Editors Note:


EDITOR'S NOTE: Fresh off a three year managerial stint, your friendly neighborhood lenslinger is back on the street and under heavy deadline. As the numbing effects of his self-imposed containment wear off, vexing reflections and pithy epistles are sure to follow...

Saturday, February 14, 2009

Procrastinator's Shadow

So, you waited until the afternoon before Valentine's Day to pick up that gift for your sweetie. 'No problem', you think, 'I'll just duck into this chocolate shop and no one will be the wiser'. So you do, snagging a spot in line there amid the post-lunch rush. Ninety seconds pass and you advance in line, until you're almost within reach of the sample tray. Finally, when you're close enough, you reach over and toss one of those dark chocolate thingies down the hatch. It's chewier than usual and as much needed saliva wells up in the recesses of your engorged cheeks, you notice weird shadows on the back wall of the storage room in the distance. Suddenly, a store clerk appears in the door frame, her outline strangely backlit.
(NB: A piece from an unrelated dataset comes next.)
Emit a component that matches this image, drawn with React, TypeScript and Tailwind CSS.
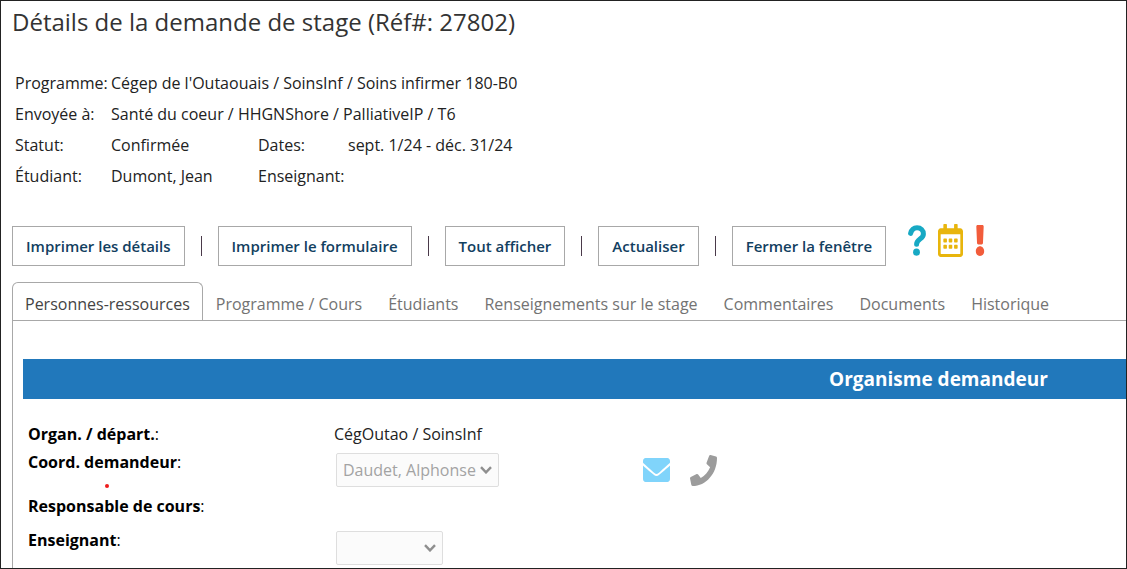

Then she stoops to pick up something and you spot me, a TV News cameraman, light on, lens pointed straight at you. Your eyes widen and your throat hitches as you struggle to keep that chocolate abomination from spraying through your moustache. Just when you think you're going to hurl warm brown Valentine juice all over the action news-hour, you notice I'm not even looking into the eyecup. In fact, I barely look interested in anything at all as I scan the far reaches of the room, my eyes darting from truffle to customer to the singsong lure of the open cash drawer.

Relax, I see you. You're the dude in the FuManchu who looks like he ate a Hotpocket he found under his mattress. Normally, I'd frame your particular choice of facial hair in a nice medium-to-wide shot, but it's obvious You Sir, DO NOT WANNA be on tee-vee. How do I know? Well, besides the fact that you look like you're choking down a baby pigeon, it's the whole awkward, negative vibe you're giving off. Really now, if you don't want to be noticed, must you clock MY every move? I haven't seen eyes dart like that since the last time I interviewed the beefy fella from Two Guys Named Chris. Remember, we lenslingers pride ourselves on our peripheal vision and sense of ambivalence. Besides, I already got enough bad actors on tape to cast a CSI episode, what do I need to hassle a cat who can't chew his food? Tell you what, I'm gonna stick my lens back in the cash drawer; you make like you didn't see me and wipe your mouth. Careful though, there's a Soccer Mom right behind you who's just dying to be on the tee-vee and if you so much as cough up a Hershey's Kiss, she's goin' for the Heimlich Maneuver.

Then I'd HAFTA put you on the news.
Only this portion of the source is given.